Re: [IndexedDB] Detailed comments for the current draft from Nikunj Mehta on 2010-02-01 (public-webapps@w3.org from January to March 2010)

From: Nikunj Mehta <nikunj@o-micron.com>
Date: Sun, 31 Jan 2010 23:33:37 -0800
To: Pablo Castro <Pablo.Castro@microsoft.com>
Cc: "public-webapps@w3.org" <public-webapps@w3.org>
Message-Id: <409835CB-5CF7-4967-98D4-5DFC7264C72C@o-micron.com>
On Jan 26, 2010, at 12:47 PM, Pablo Castro wrote:

> These are notes that we collected both from reviewing the spec  
> (editor's draft up to Jan 24th) and from a prototype implementation  
> that we are working on. I didn't realize we had this many notes,  
> otherwise I would have been sending intermediate notes early. Will  
> do so next round.
>
>
> 1. Keys and sorting
>
> a.       3.1.1:  it would seem that having also date/time values as  
> keys would be important and it's a common sorting criteria (e.g. as  
> part of a composite primary key or in general as an index key).

The Web IDL spec does not support a Date/Time data type. Could your  
use case be supported by storing the underlying time with millisecond  
precision using an IDL long long type? I am willing to change the spec  
so that it allows long long instead of long IDL type, which will  
provide adequate support for Date and time sorting.

> b.      3.1.1: similarly, sorting on number in general (not just  
> integers/longs) would be important (e.g. price lists, scores, etc.)

I am once again hampered by Web IDL spec. Is it possible to leave this  
for future versions of the spec?

> c.       3.1.1: cross type sorting and sorting of long values are  
> clear. Sorting of strings however needs more elaboration. In  
> particular, which collation do we use?
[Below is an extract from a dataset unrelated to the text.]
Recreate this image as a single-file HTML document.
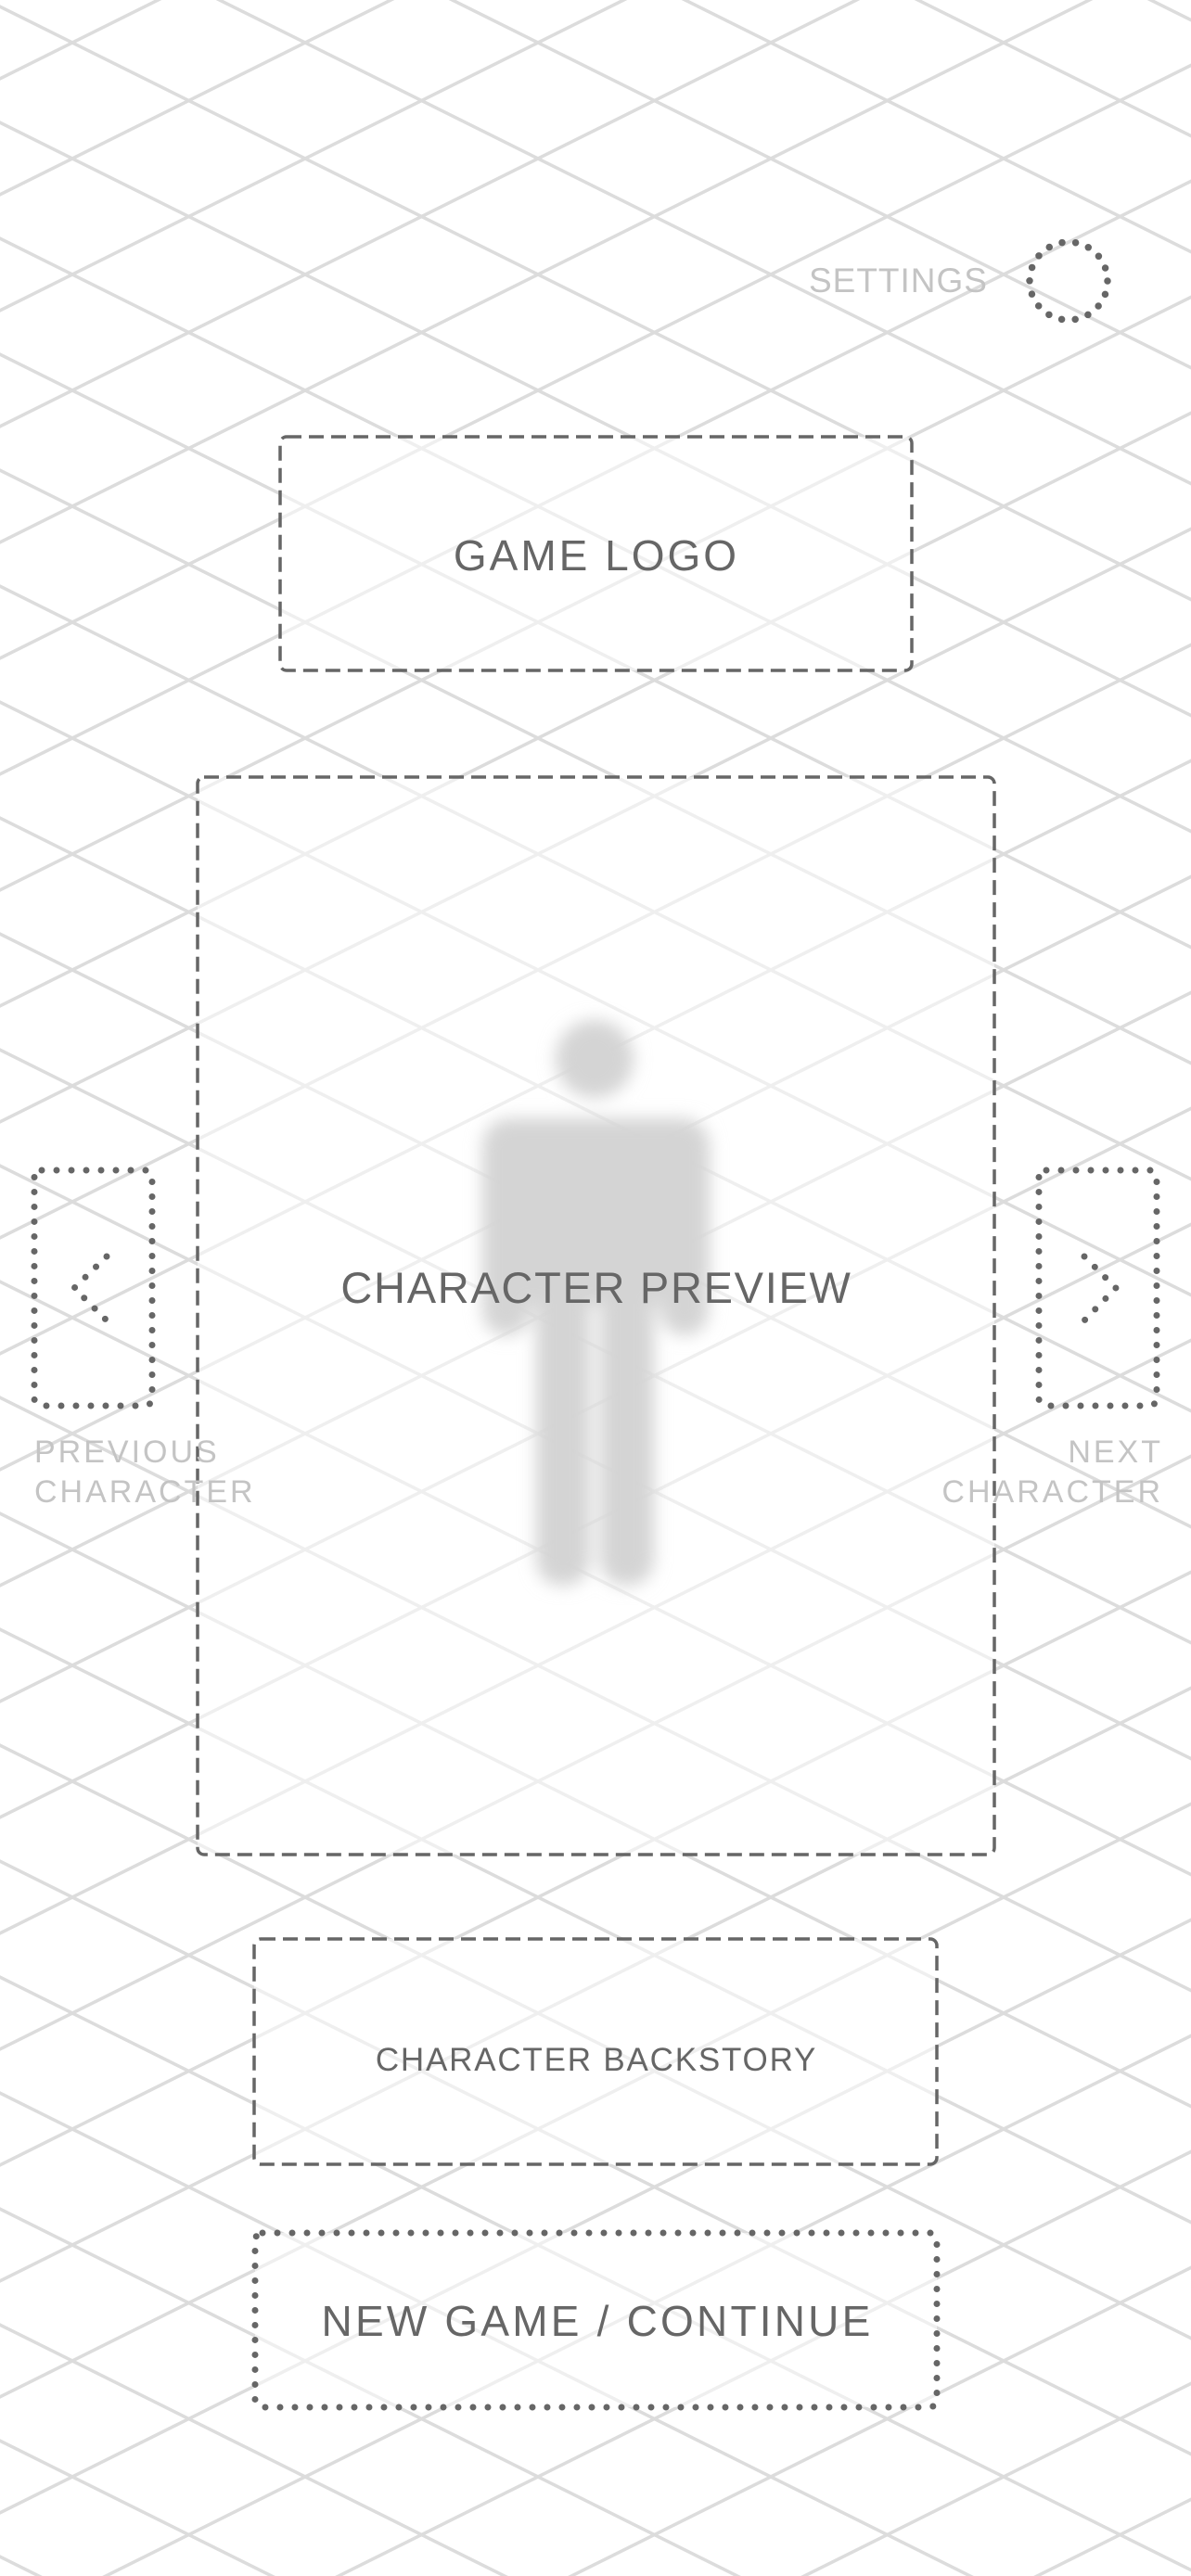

Does the user or developer  
> get to choose a collation? If we pick up a collation from the  
> environment (e.g. the OS), if the collation changes we'd have to re- 
> index all the databases.

I propose to use Unicode collation algorithm, which was also suggested  
by Jonas during a conversation.

> d.      3.1.3: spec reads "…key path must be the name of an  
> enumerated property…"; how about composite keys (would make the  
> related APIs take a DOMString or DOMStringList)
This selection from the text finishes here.